2. Try to set the _security object for a database you have admin privileges for:
server['test']['_security']={'members':{'names':[],'roles':['meow']},'admins':{'names':[],'roles':[]}} What is the expected output? What do you see instead? The expected outcome is that the method should return successfully, what happens is that an error is thrown:

server['test']['_security']={'members':{'names':[],'roles':['meow']},'admins':{'names':[],'roles':[]}}
Traceback (most recent call last):
File "", line 1, in
File "couchdb/client.py", line 351, in setitem
content.update({'_id': data['id'], '_rev': data['rev']})
KeyError: 'id'

This is likely due to the fact that the returned document does not have a _id or _rev attribute. This is because the security document is not a real document and does not follow the same rules as other documents in the database. What version of the product are you using? On what operating system? CouchDB 1.6 on Mac OS X using the latest version of couchdb-python in the repo.

Original issue: http://code.google.com/p/couchdb-python/issues/detail?id=238

From pokstad@gmail.com on June 14, 2014 18:43:00

This issue could be resolved pretty easily by adding a check right before the affected line of code (351 of client.py):

if 'id' in data and 'rev' in data:
content.update({'_id': data['id'], '_rev': data['rev']})

From djc.ochtman on June 29, 2014 02:26:06

That solves one use case, but I think we have other problems with security objects as well (i.e. just with receiving them?). We should try to solve all of them, but I'm not sure what API would make sense. Maybe there should be dedicated API.

From pokstad@gmail.com on July 01, 2014 08:54:54

Yes, it does fail on retrieval as well.
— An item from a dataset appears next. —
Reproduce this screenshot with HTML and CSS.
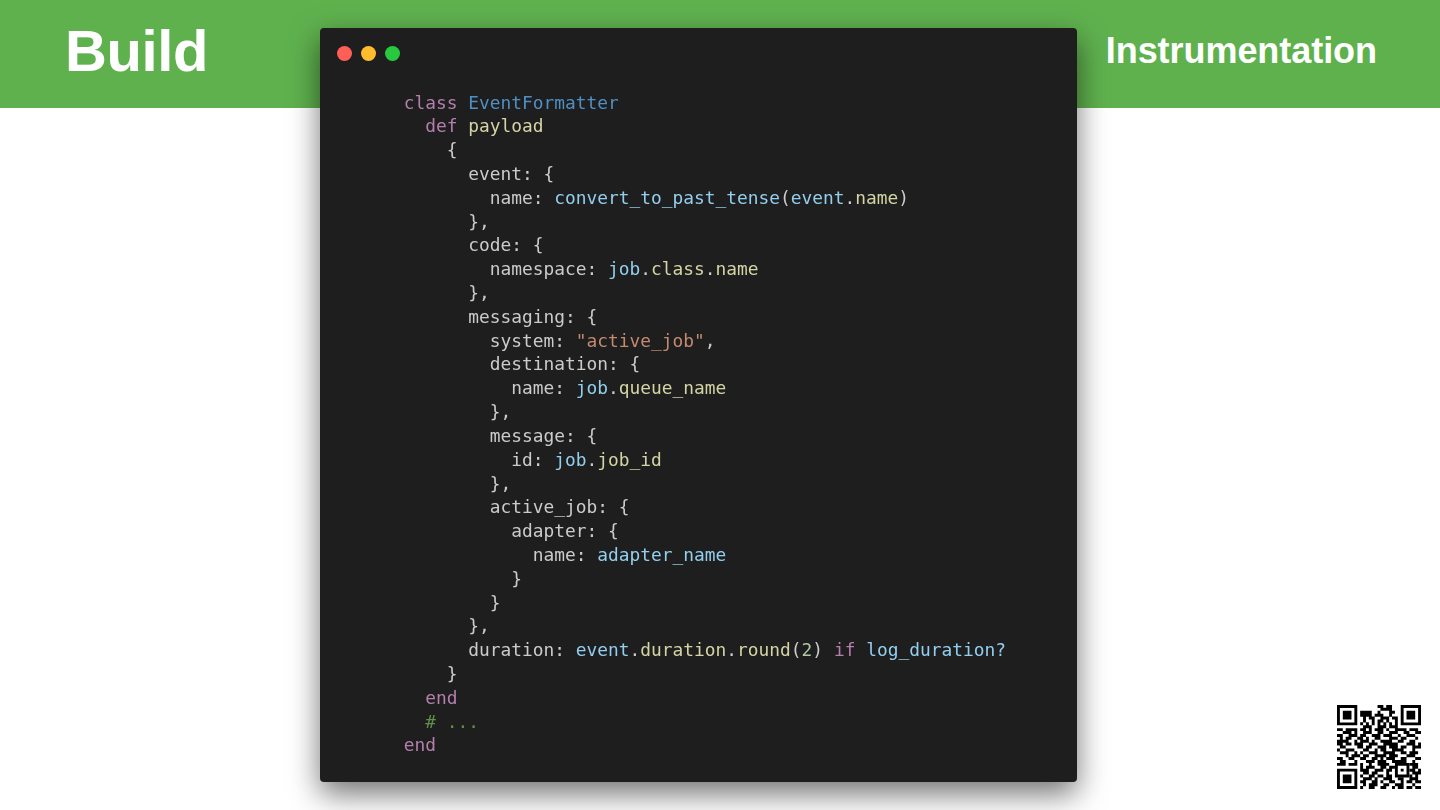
FILE: index.html
```html
<!DOCTYPE html>
<html lang="en">
<head>
<meta charset="utf-8">
<title>Build - Instrumentation</title>
<link rel="stylesheet" href="styles.css">
</head>
<body>
<header class="banner">
  <h1 class="section">Build</h1>
  <h2 class="topic">Instrumentation</h2>
</header>
<main class="content">
  <section class="window">
    <div class="dots">
      <span class="dot red"></span>
      <span class="dot yellow"></span>
      <span class="dot green"></span>
    </div>
    <div class="code">
      <div class="line"><span class="kw">class</span> <span class="cls">EventFormatter</span></div>
      <div class="line">  <span class="kw">def</span> <span class="fn">payload</span></div>
      <div class="line">    {</div>
      <div class="line">      event: {</div>
      <div class="line">        name: <span class="var">convert_to_past_tense</span>(<span class="var">event</span>.<span class="fn">name</span>)</div>
      <div class="line">      },</div>
      <div class="line">      code: {</div>
      <div class="line">        namespace: <span class="var">job</span>.<span class="fn">class</span>.<span class="fn">name</span></div>
      <div class="line">      },</div>
      <div class="line">      messaging: {</div>
      <div class="line">        system: <span class="str">"active_job"</span>,</div>
      <div class="line">        destination: {</div>
      <div class="line">          name: <span class="var">job</span>.<span class="fn">queue_name</span></div>
      <div class="line">        },</div>
      <div class="line">        message: {</div>
      <div class="line">          id: <span class="var">job</span>.<span class="fn">job_id</span></div>
      <div class="line">        },</div>
      <div class="line">        active_job: {</div>
      <div class="line">          adapter: {</div>
      <div class="line">            name: <span class="var">adapter_name</span></div>
      <div class="line">          }</div>
      <div class="line">        }</div>
      <div class="line">      },</div>
      <div class="line">      duration: <span class="var">event</span>.<span class="fn">duration</span>.<span class="fn">round</span>(<span class="num">2</span>) <span class="kw">if</span> <span class="var">log_duration?</span></div>
      <div class="line">    }</div>
      <div class="line">  <span class="kw">end</span></div>
      <div class="line">  <span class="com"># ...</span></div>
      <div class="line"><span class="kw">end</span></div>
    </div>
  </section>
</main>
<svg class="qr" viewBox="0 0 29 29" aria-label="QR code">
  <path class="finder" d="M0 0h7v7h-7zM1 1v5h5v-5zM2 2h3v3h-3zM22 0h7v7h-7zM23 1v5h5v-5zM24 2h3v3h-3zM0 22h7v7h-7zM1 23v5h5v-5zM2 24h3v3h-3z"/>
  <path class="finder" d="M20 20h5v5h-5zM21 21v3h3v-3zM22 22h1v1h-1z"/>
  <path class="mods" d="M14 .5h2M17 .5h2
  M15 1.5h4
  M8 2.5h4M14 2.5h1M18 2.5h2
  M8 3.5h4M13 3.5h3M18 3.5h1
  M9 4.5h1M11 4.5h2M15 4.5h3M19 4.5h2
  M9 5.5h1M12 5.5h1M14 5.5h2M17 5.5h1M20 5.5h1
  M8 6.5h1M10 6.5h1M12 6.5h1M14 6.5h1M16 6.5h1M18 6.5h1M20 6.5h1
  M9 7.5h3M14 7.5h3M18 7.5h3
  M0 8.5h2M3 8.5h4M8 8.5h2M11 8.5h1M13 8.5h3M17 8.5h1M20 8.5h4M25 8.5h3
  M2 9.5h3M6 9.5h1M9 9.5h3M14 9.5h2M18 9.5h3M23 9.5h2M27 9.5h2
  M0 10.5h2M4 10.5h3M8 10.5h2M12 10.5h3M16 10.5h3M21 10.5h1M24 10.5h3
  M1 11.5h1M3 11.5h2M7 11.5h2M10 11.5h1M13 11.5h2M18 11.5h3M22 11.5h2M27 11.5h1
  M0 12.5h4M6 12.5h1M8 12.5h3M12 12.5h1M15 12.5h4M21 12.5h2M25 12.5h2
  M0 13.5h2M3 13.5h2M6 13.5h3M11 13.5h3M16 13.5h5M24 13.5h3M28 13.5h1
  M1 14.5h2M7 14.5h2M10 14.5h2M14 14.5h3M18 14.5h3M22 14.5h2M26 14.5h3
  M0 15.5h1M3 15.5h3M9 15.5h2M13 15.5h1M15 15.5h2M19 15.5h4M26 15.5h1
  M1 16.5h3M6 16.5h1M8 16.5h1M11 16.5h3M16 16.5h4M22 16.5h2M25 16.5h3
  M3 17.5h1M5 17.5h3M9 17.5h2M13 17.5h4M18 17.5h3M24 17.5h3
  M0 18.5h2M4 18.5h2M8 18.5h2M12 18.5h2M15 18.5h1M17 18.5h3M22 18.5h2M27 18.5h2
  M1 19.5h2M6 19.5h1M10 19.5h3M14 19.5h3M19 19.5h5M26 19.5h1
  M0 20.5h3M4 20.5h3M8 20.5h1M11 20.5h1M14 20.5h4M25 20.5h3
  M8 21.5h1M10 21.5h3M15 21.5h2M18 21.5h2M26 21.5h2
  M8 22.5h3M13 22.5h3M17 22.5h2M25 22.5h2M28 22.5h1
  M9 23.5h2M12 23.5h2M17 23.5h1M26 23.5h3
  M8 24.5h1M11 24.5h2M14 24.5h2M17 24.5h2M25 24.5h1M27 24.5h1
  M9 25.5h3M13 25.5h1M16 25.5h3M21 25.5h2M25 25.5h3
  M8 26.5h2M12 26.5h2M15 26.5h1M18 26.5h2M22 26.5h1M24 26.5h2M27 26.5h2
  M9 27.5h1M11 27.5h3M16 27.5h2M20 27.5h3M26 27.5h1
  M8 28.5h1M11 28.5h2M15 28.5h2M19 28.5h1M21 28.5h2M24 28.5h2M27 28.5h2"/>
</svg>
</body>
</html>
```
FILE: styles.css
```css
* { box-sizing: border-box; }
html, body { margin: 0; height: 100%; }
body {
  background: #fff;
  overflow: hidden;
  font-family: "Liberation Sans", Arial, sans-serif;
  position: relative;
}
.banner {
  height: 108px;
  background: #5fb14e;
  color: #fff;
  display: flex;
  justify-content: space-between;
  align-items: flex-start;
  padding: 0 63px 0 65px;
}
.section {
  margin: 17px 0 0;
  font-size: 58px;
  line-height: 68px;
  font-weight: 700;
  letter-spacing: -.4px;
}
.topic {
  margin: 29px 0 0;
  font-size: 36px;
  line-height: 44px;
  font-weight: 700;
  letter-spacing: -.05px;
}
.content {
  margin: -80px 0 0 320px;
}
.window {
  width: 757px;
  height: 754px;
  background: #1e1e1e;
  border-radius: 4px;
  box-shadow: 0 12px 30px rgba(0, 0, 0, .55);
  padding: 17.5px 0 0 17px;
}
.dots {
  display: flex;
  gap: 9px;
  height: 16px;
}
.dot {
  width: 15px;
  height: 15px;
  border-radius: 50%;
}
.red { background: #ff5f56; }
.yellow { background: #ffbd2e; }
.green { background: #27c93f; }
.code {
  margin: 29px 0 0 66.7px;
  font-family: "DejaVu Sans Mono", "Liberation Mono", monospace;
  font-size: 17.87px;
  color: #cbcbcb;
  filter: blur(.3px);
}
.line {
  height: 23.82px;
  line-height: 23.82px;
  white-space: pre;
}
.kw { color: #b57fad; }
.cls { color: #4f8fc4; }
.fn { color: #d4d4a5; }
.var { color: #92cfee; }
.str { color: #c48a70; }
.num { color: #b0c8a3; }
.com { color: #5f8f4c; }
.qr {
  position: absolute;
  left: 1337px;
  top: 705px;
  width: 84px;
  height: 84px;
}
.finder { fill: #000; fill-rule: evenodd; }
.mods { fill: none; stroke: #000; stroke-width: 1.03; }
```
Maybe an API like this:

db = server['meow']
db.readers.users = ['kitty']
db.admins.roles = ['poopsykins']

OR, this would be faster to execute in a single request:

db.security = {
'readers':{'users':['kitty']},
'admins':{'roles':['poopsykins']}
}

From djc.ochtman on July 01, 2014 11:13:15

Yeah, I think a db.security attribute could work pretty well.

From djc.ochtman on July 06, 2014 04:40:37

Okay, a very basic implementation is in r7cd158aa7c1b . Please check whether this fulfills your use cases.